Messenger filed his notice of appeal. (Doc. Nos. 101, 103). Messenger now

appeals raising twelve assignments of error for our review. We elect to address

some of Messenger’s assignments of error out of the order they appear in his brief

and to combine his assignments of error where appropriate.

ASSIGNMENT OF ERROR NO. I

THE TRIAL COURT ERRED TO THE PREJUDICE OF DEFENDANT-APPELLANT BY DENYING HIS MOTION TO SUPPRESS HIS LETTER TO KEITH MABE.

{¶10} In his first assignment of error, Messenger argues that the trial court

erred by denying his motion to suppress his letter to Keith Mabe. Specifically,

Messenger asserts that he had capacity to challenge the search of Mabe’s residence

since he was an overnight guest. Alternatively, Messenger argues that Mabe never

voluntarily consented to the search of his home. We disagree.

{¶11} A review of the denial of a motion to suppress involves mixed

questions of law and fact. State v. Burnside, 100 Ohio St.3d 152, 2003-Ohio-

5372, 797 N.E.2d 71, ¶8. At a suppression hearing, the trial court assumes the role

of trier of fact and, as such, is in the best position to evaluate the evidence and the

-4- Case No. 9-09-19

credibility of witnesses. See State v. Carter (1995), 72 Ohio St.3d 545, 552, 651

N.E.2d 965.

{¶12} When reviewing a ruling on a motion to suppress, deference is given

to the trial court’s findings of fact so long as they are supported by competent,

credible evidence. Burnside at ¶8. With respect to the trial court’s conclusions of

law, however, our standard of review is de novo and we must decide whether the

facts satisfy the applicable legal standard. State v. McNamara (1997), 124 Ohio

App.3d 706, 710, 707 N.E.2d 539.

{¶13} Whether a defendant has standing to challenge the constitutionality

of the search of a home depends upon “whether the defendant had an expectation

of privacy in the home that society is prepared to recognize as reasonable.” State v.

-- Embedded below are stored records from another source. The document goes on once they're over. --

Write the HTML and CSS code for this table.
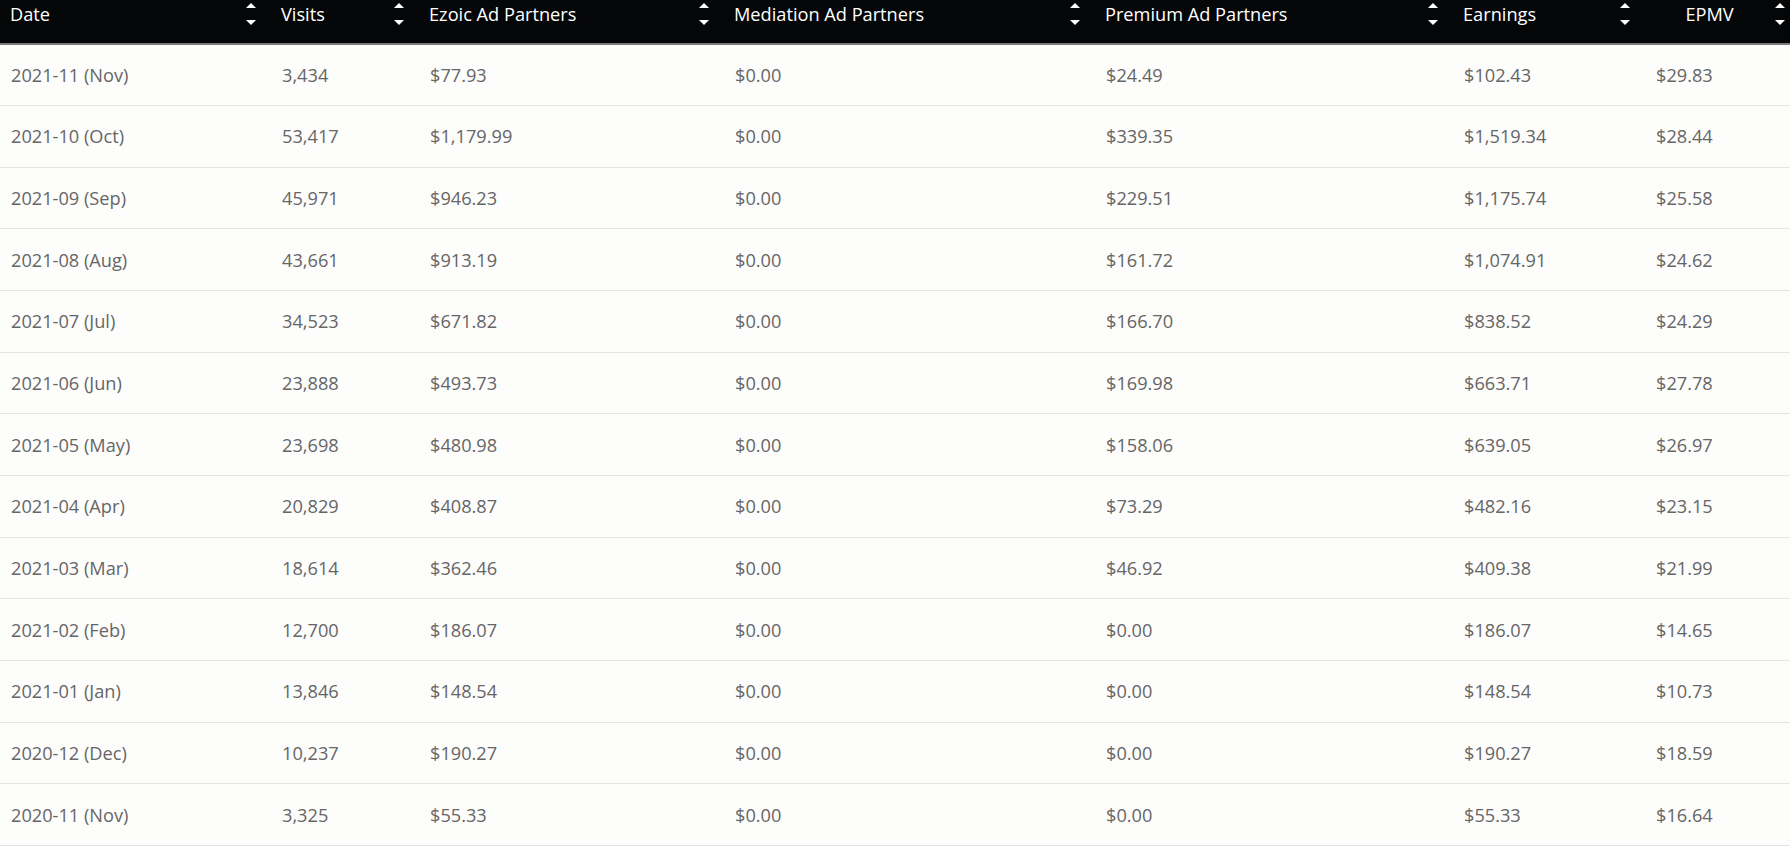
FILE: index.html
```html
<!DOCTYPE html>
<html lang="en">
<head>
<meta charset="utf-8">
<title>Earnings</title>
<link rel="stylesheet" href="styles.css">
</head>
<body>
<div class="wrap">
<table class="report">
  <colgroup>
    <col class="c-date"><col class="c-visits"><col class="c-ezoic"><col class="c-med"><col class="c-prem"><col class="c-earn"><col class="c-epmv">
  </colgroup>
  <thead>
    <tr>
      <th><span class="lbl">Date</span><span class="sort"><i class="up"></i><i class="down"></i></span></th>
      <th><span class="lbl">Visits</span><span class="sort"><i class="up"></i><i class="down"></i></span></th>
      <th><span class="lbl">Ezoic Ad Partners</span><span class="sort"><i class="up"></i><i class="down"></i></span></th>
      <th><span class="lbl">Mediation Ad Partners</span><span class="sort"><i class="up"></i><i class="down"></i></span></th>
      <th><span class="lbl">Premium Ad Partners</span><span class="sort"><i class="up"></i><i class="down"></i></span></th>
      <th><span class="lbl">Earnings</span><span class="sort"><i class="up"></i><i class="down"></i></span></th>
      <th class="center"><span class="lbl">EPMV</span><span class="sort"><i class="up"></i><i class="down"></i></span></th>
    </tr>
  </thead>
  <tbody>
    <tr><td>2021-11 (Nov)</td><td>3,434</td><td>$77.93</td><td>$0.00</td><td>$24.49</td><td>$102.43</td><td>$29.83</td></tr>
    <tr><td>2021-10 (Oct)</td><td>53,417</td><td>$1,179.99</td><td>$0.00</td><td>$339.35</td><td>$1,519.34</td><td>$28.44</td></tr>
    <tr><td>2021-09 (Sep)</td><td>45,971</td><td>$946.23</td><td>$0.00</td><td>$229.51</td><td>$1,175.74</td><td>$25.58</td></tr>
    <tr><td>2021-08 (Aug)</td><td>43,661</td><td>$913.19</td><td>$0.00</td><td>$161.72</td><td>$1,074.91</td><td>$24.62</td></tr>
    <tr><td>2021-07 (Jul)</td><td>34,523</td><td>$671.82</td><td>$0.00</td><td>$166.70</td><td>$838.52</td><td>$24.29</td></tr>
    <tr><td>2021-06 (Jun)</td><td>23,888</td><td>$493.73</td><td>$0.00</td><td>$169.98</td><td>$663.71</td><td>$27.78</td></tr>
    <tr><td>2021-05 (May)</td><td>23,698</td><td>$480.98</td><td>$0.00</td><td>$158.06</td><td>$639.05</td><td>$26.97</td></tr>
    <tr><td>2021-04 (Apr)</td><td>20,829</td><td>$408.87</td><td>$0.00</td><td>$73.29</td><td>$482.16</td><td>$23.15</td></tr>
    <tr><td>2021-03 (Mar)</td><td>18,614</td><td>$362.46</td><td>$0.00</td><td>$46.92</td><td>$409.38</td><td>$21.99</td></tr>
    <tr><td>2021-02 (Feb)</td><td>12,700</td><td>$186.07</td><td>$0.00</td><td>$0.00</td><td>$186.07</td><td>$14.65</td></tr>
    <tr><td>2021-01 (Jan)</td><td>13,846</td><td>$148.54</td><td>$0.00</td><td>$0.00</td><td>$148.54</td><td>$10.73</td></tr>
    <tr><td>2020-12 (Dec)</td><td>10,237</td><td>$190.27</td><td>$0.00</td><td>$0.00</td><td>$190.27</td><td>$18.59</td></tr>
    <tr><td>2020-11 (Nov)</td><td>3,325</td><td>$55.33</td><td>$0.00</td><td>$0.00</td><td>$55.33</td><td>$16.64</td></tr>
  </tbody>
</table>
</div>
</body>
</html>
```
FILE: styles.css
```css
html, body {
  margin: 0;
  padding: 0;
  background: #fdfdfc;
  overflow: hidden;
}
.wrap {
  width: 1790px;
  overflow: hidden;
}
.report {
  width: 1800px;
  table-layout: fixed;
  border-collapse: collapse;
  font-family: "Open Sans", "Noto Sans", sans-serif;
  font-size: 18.2px;
}
.c-date { width: 271px; }
.c-visits { width: 148px; }
.c-ezoic { width: 305px; }
.c-med { width: 371px; }
.c-prem { width: 358px; }
.c-earn { width: 192px; }
.c-epmv { width: 155px; }

.report thead tr {
  background: #050608;
  border-bottom: 2px solid #7b7b7b;
}
.report th {
  position: relative;
  height: 42px;
  padding: 1px 0 0 10px;
  text-align: left;
  vertical-align: top;
  color: #ffffff;
  font-weight: 400;
  line-height: 26px;
}
.report th.center {
  text-align: center;
  padding-left: 10px;
  padding-right: 36px;
}
.lbl {
  display: inline-block;
}
.sort {
  position: absolute;
  top: 3px;
  right: 15px;
  width: 10px;
  height: 22px;
}
.sort i {
  position: absolute;
  left: 0;
  width: 0;
  height: 0;
  border-left: 5px solid transparent;
  border-right: 5px solid transparent;
}
.sort .up {
  top: 0;
  border-bottom: 5px solid #ffffff;
}
.sort .down {
  bottom: 0;
  border-top: 5px solid #ffffff;
}

.report tbody tr {
  height: 61.65px;
  border-bottom: 1px solid #e4e4e2;
}
.report td {
  padding: 0 0 0 11px;
  color: #666666;
  vertical-align: middle;
  line-height: 24px;
  white-space: nowrap;
}
```
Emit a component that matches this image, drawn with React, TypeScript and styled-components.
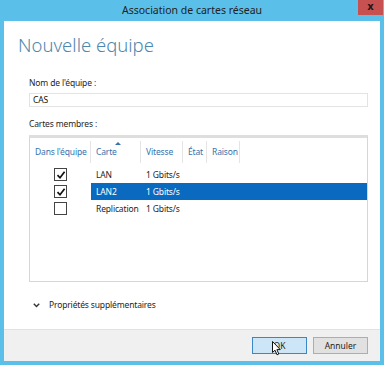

Williams (1995), 73 Ohio St.3d 153, 166, 652 N.E.2d 721, citing Rakas v. Illinois

(1978), 439 U.S. 128, 131, 99 S.Ct. 421, 424, 58 L.Ed.2d 387, 393, fn. 1, and State

v. Steele (1981), 2 Ohio App.3d 105, 107, 440 N.E.2d 1353. However, “[t]he

burden is upon the defendant to prove facts sufficient to establish such an

expectation.” Williams, 73 Ohio St.3d at 166. An overnight guest may have a

reasonable expectation of privacy in another’s home, but whether that expectation

is reasonable depends upon the totality of the circumstances. Minnesota v. Olson

(1990), 495 U.S. 91, 96-97, 110 S.Ct. 1684, 109 L.Ed.2d 85; State v. Coleman

-5- Case No. 9-09-19

(1997), 118 Ohio App.3d 522, 525, 693 N.E.2d 825, citing Williams, 73 Ohio

St.3d at 166.

{¶14} The evidence presented at the suppression hearing demonstrated that

Messenger was Keith Mabe’s childhood friend of seventeen (17) years. (Mar. 20,

2009 Tr. at 21). Mabe testified that he lived with his mother at 148 Kenmore

Avenue (hereinafter the “residence” or “house”), but Messenger never “lived” at

this residence. (Id. at 21-22). Mabe estimated that, at one point, Messenger was

staying at the residence five to six (5-6) days per week, but the last time

Messenger stayed there was the night before he was arrested, on November 24th

or 25th of 2008. (Id.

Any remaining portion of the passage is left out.